Um fenômeno relacionado com tudo isso -e sem dúvida mais preocupante- é o crescimento dos casos de gravidez entre adolescentes no Brasil. Entre 1993 e 1997, por exemplo, houve um aumento de 20% nos partos em mulheres de dez a 14 anos atendidas pelo SUS. As jovens de 15 a 19 anos são o único grupo, nos últimos dez anos, em que aumentou a taxa de fecundidade.
Há números impressionantes no livro "Juventudes e Sexualidade", de Mary Garcia Castro, Miriam Abramovay e Lorena Bernadete da Silva, recém-editado pela Unesco, com apoio do governo federal. Fico mais uma vez em estado de incredulidade.
No município de Fortaleza, 33,3% das jovens entre dez e 14 anos de idade dizem já ter engravidado. Em São Paulo, são 11,1%. Será que alguém confundiu gravidez com menstruação? Leio e releio a pesquisa (realizada com mais de 16 mil alunos de ensino básico e médio em 13 capitais brasileiras): é gravidez mesmo. Fortaleza é também a cidade onde são mais baixos os índices de uso da camisinha: 48,1%, contra 66,6% em São Paulo, por exemplo.
Quanto a aborto, entre as alunas do ginásio e colegial, Maceió e Recife têm os maiores índices: cerca de 11% das entrevistadas já o fizeram.
A pesquisa aborda muitas questões, como as atitudes dos jovens com relação à virgindade, ao homossexualismo e à própria maternidade; investiga-se o grau de informação e de conversa que existe entre pais e jovens com relação a métodos contraceptivos e em que situações estes deixam de ser utilizados.
Pesquisas dessa abrangência e detalhamento costumam ramificar-se em mais e mais problemas, quase ao ponto de retornarem ao específico, ao caso-a-caso, à circunstância empírica -é como se a gente acabasse justamente voltando a tudo aquilo que a formulação estatística visava sintetizar.
Em todo caso, sem nenhuma obrigação de ser científico, tento aqui uma generalização improvisada.
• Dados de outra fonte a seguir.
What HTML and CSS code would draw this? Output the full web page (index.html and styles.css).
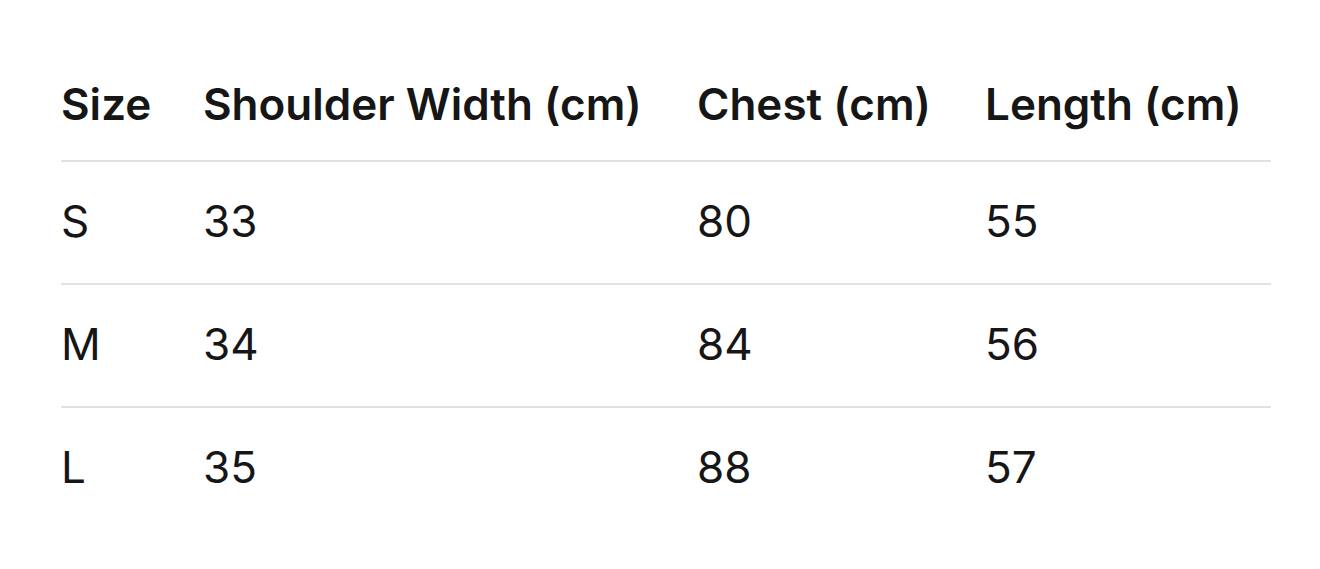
FILE: index.html
```html
<!DOCTYPE html>
<html lang="en">
<head>
<meta charset="utf-8">
<title>Size chart</title>
<link rel="stylesheet" href="styles.css">
</head>
<body>
<div class="wrap">
  <table class="size-table">
    <thead>
      <tr>
        <th class="c-size">Size</th>
        <th class="c-shoulder">Shoulder Width (cm)</th>
        <th class="c-chest">Chest (cm)</th>
        <th class="c-length">Length (cm)</th>
      </tr>
    </thead>
    <tbody>
      <tr><td>S</td><td>33</td><td>80</td><td>55</td></tr>
      <tr><td>M</td><td>34</td><td>84</td><td>56</td></tr>
      <tr><td>L</td><td>35</td><td>88</td><td>57</td></tr>
    </tbody>
  </table>
</div>
</body>
</html>
```
FILE: styles.css
```css
html, body {
  margin: 0;
  padding: 0;
  background: #ffffff;
}
body {
  font-family: Inter, "Liberation Sans", Arial, sans-serif;
  color: #161616;
}
.wrap {
  padding: 43px 49px 0 61px;
}
.size-table {
  width: 1210px;
  border-collapse: collapse;
  table-layout: fixed;
  font-size: 44px;
  line-height: 53px;
}
.c-size { width: 142px; }
.c-shoulder { width: 494px; }
.c-chest { width: 288px; }
.c-length { width: 286px; }
.size-table th {
  text-align: left;
  font-weight: 600;
  padding: 35px 0 29px 0;
  border-bottom: 2px solid #e2e2e2;
  white-space: nowrap;
}
.size-table td {
  padding: 33px 0 35px 0;
  font-weight: 400;
  border-bottom: 2px solid #e2e2e2;
}
.size-table tbody tr:last-child td {
  border-bottom: none;
}
```
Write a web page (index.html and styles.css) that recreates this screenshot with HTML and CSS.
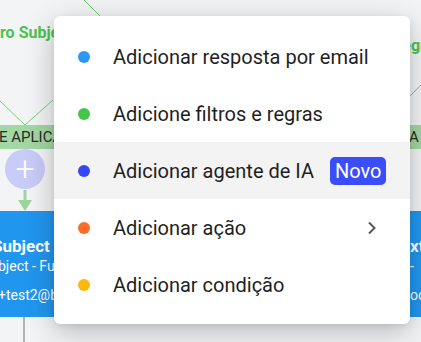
FILE: index.html
```html
<!DOCTYPE html>
<html>
<head>
    <title>Fluxo - Menu</title>
    <link rel="stylesheet" href="styles.css">
</head>
<body>
    <div class="canvas">
        <svg class="wires" width="421" height="342" viewBox="0 0 421 342">
            <line x1="84" y1="0" x2="160" y2="76" />
            <line x1="0" y1="101" x2="25" y2="125" />
            <line x1="53" y1="100" x2="25" y2="125" />
            <line x1="421" y1="85" x2="404" y2="102" />
            <line class="arrow" x1="25" y1="190" x2="25" y2="204" />
            <polygon class="arrow-head" points="18,200 32,200 25,211" />
            <line class="trunk" x1="24" y1="317" x2="24" y2="342" />
        </svg>

        <div class="node-title left-title">ro Subject</div>
        <div class="node-title right-title">Regra</div>

        <div class="rule-bar left-bar">E APLICAR</div>
        <div class="rule-bar right-bar">A</div>

        <div class="add-btn">+</div>

        <div class="step left-step">
            <div class="step-name">Subject</div>
            <div class="step-sub">bject - Fu</div>
            <div class="step-mail">+test2@b</div>
        </div>
        <div class="step right-step">
            <div class="step-name">xt</div>
            <div class="step-sub">-</div>
            <div class="step-mail">oo</div>
        </div>
    </div>

    <div class="menu">
        <div class="item"><span class="dot blue"></span>Adicionar resposta por email</div>
        <div class="item"><span class="dot green"></span>Adicione filtros e regras</div>
        <div class="item active"><span class="dot indigo"></span>Adicionar agente de IA <span class="badge">Novo</span></div>
        <div class="item"><span class="dot orange"></span>Adicionar ação
            <svg class="chevron" width="10" height="14" viewBox="0 0 10 14"><polyline points="2,1.5 7.5,7 2,12.5" /></svg>
        </div>
        <div class="item"><span class="dot yellow"></span>Adicionar condição</div>
    </div>
</body>
</html>
```

FILE: styles.css
```css
body { margin: 0; width: 421px; height: 342px; overflow: hidden; position: relative; background: #f3f4f5; font-family: Roboto, "Noto Sans", sans-serif; }

.canvas { position: absolute; inset: 0; overflow: hidden; }
.wires { position: absolute; left: 0; top: 0; }
.wires line { stroke: #6fd36f; stroke-width: 1; }
.wires .arrow { stroke: #9fd49f; stroke-width: 3; }
.wires .arrow-head { fill: #9fd49f; }
.wires .trunk { stroke: #b3b3b3; stroke-width: 2; }

.node-title { position: absolute; color: #4cc34c; font-weight: bold; font-size: 16px; white-space: nowrap; }
.left-title { left: 0; top: 23px; }
.right-title { left: 392px; top: 36px; }

.rule-bar { position: absolute; top: 125px; height: 24px; line-height: 24px; background: #a3d7a3; color: #2a2a2a; font-size: 15px; white-space: nowrap; }
.left-bar { left: -1px; width: 80px; }
.right-bar { left: 405px; width: 30px; padding-left: 4px; border-radius: 4px 0 0 4px; }

.add-btn { position: absolute; left: 5px; top: 149px; width: 40px; height: 40px; border-radius: 50%; background: #c9cbf8; color: #fff; font-size: 34px; font-weight: 300; line-height: 38px; text-align: center; }

.step { position: absolute; top: 211px; height: 106px; background: #2196ef; color: #fff; white-space: nowrap; }
.left-step { left: -2px; width: 100px; }
.left-step .step-name { text-indent: -6px; }
.right-step { left: 405px; width: 40px; padding-left: 5px; }
.step-name { font-weight: bold; font-size: 17px; margin-top: 25px; }
.step-sub { font-size: 14px; margin-top: 2px; }
.step-mail { font-size: 14px; margin-top: 13px; }

.menu { position: absolute; left: 54px; top: 16px; width: 356px; height: 308px; box-sizing: border-box; padding: 12px 0 11px; background: #fff; border-radius: 6px; box-shadow: 0 8px 30px rgba(0,0,0,0.24), 0 2px 6px rgba(0,0,0,0.08); }
.item { display: flex; align-items: center; height: 57px; padding-left: 24px; font-size: 20px; color: #1f1f1f; }
.item.active { background: #f3f3f3; }
.dot { width: 12px; height: 12px; border-radius: 50%; margin-right: 23px; flex: none; }
.blue { background: #2c97f4; }
.green { background: #45c54c; }
.indigo { background: #3548f8; }
.orange { background: #ff6c2a; }
.yellow { background: #ffb808; }
.badge { margin-left: 16px; background: #3b4cfb; color: #fff; border-radius: 5px; height: 28px; line-height: 28px; padding: 0 5px; }
.chevron { margin-left: auto; margin-right: 33px; }
.chevron polyline { fill: none; stroke: #555a60; stroke-width: 2; }
```
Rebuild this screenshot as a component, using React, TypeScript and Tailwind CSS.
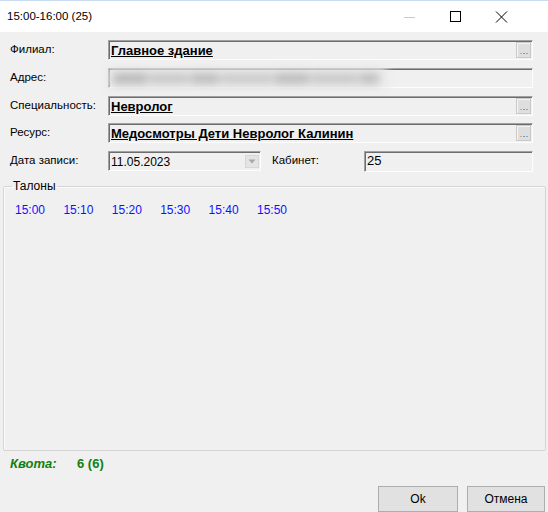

Quando penso nos adultos que se infantilizam, nas mães de 14 anos e nos criminosos de 16, minha inclinação é perguntar se afinal de contas essas categorias do século 20 -infância, adolescência, idade adulta- não estão caindo em desuso hoje em dia.
A adolescência, pelo menos, não é coisa que sempre tenha existido. As primeiras páginas do livro de Contardo Calligaris sobre o assunto, na coleção "Folha Explica", propõem uma rápida definição. Adolescente, sugere o autor numa aproximação inicial, seria alguém "1°- que teve tempo de assimilar os valores mais banais e mais bem compartilhados na comunidade (por exemplo, e no nosso caso: destaque pelo sucesso financeiro/social e amoroso/sexual); 2°- cujo corpo chegou à maturação necessária para que ele possa efetiva e eficazmente se consagrar às tarefas que lhe são apontadas por esses valores, competindo de igual para igual com todo mundo; 3°- para quem, nesse exato momento, a comunidade impõe uma moratória".
Moratória, ou seja: o adolescente tem de esperar muitos e muitos anos antes de começar a fazer tudo aquilo que ele já está em condição de fazer.
Tudo indica que, do amor à delinqüência, essa moratória está desaparecendo. Em tese, a adolescência seria o tempo de estudar até conseguir um emprego. Mas, como o modelo atual de educação está em crise terminal, e como essa crise só é menor do que a do emprego, é esse prazo de moratória que já não tem sustentação real.
Hoje, pode-se prolongar a adolescência até os 20, 25, 30 anos: a expectativa de arranjar emprego talvez não seja atendida jamais; pode-se iniciar uma vida amorosa autêntica e intensa já aos 15 anos; pode-se ver Scooby-Doo com qualquer idade. O que sobra, então, desse fenômeno? Talvez tenha envelhecido bastante.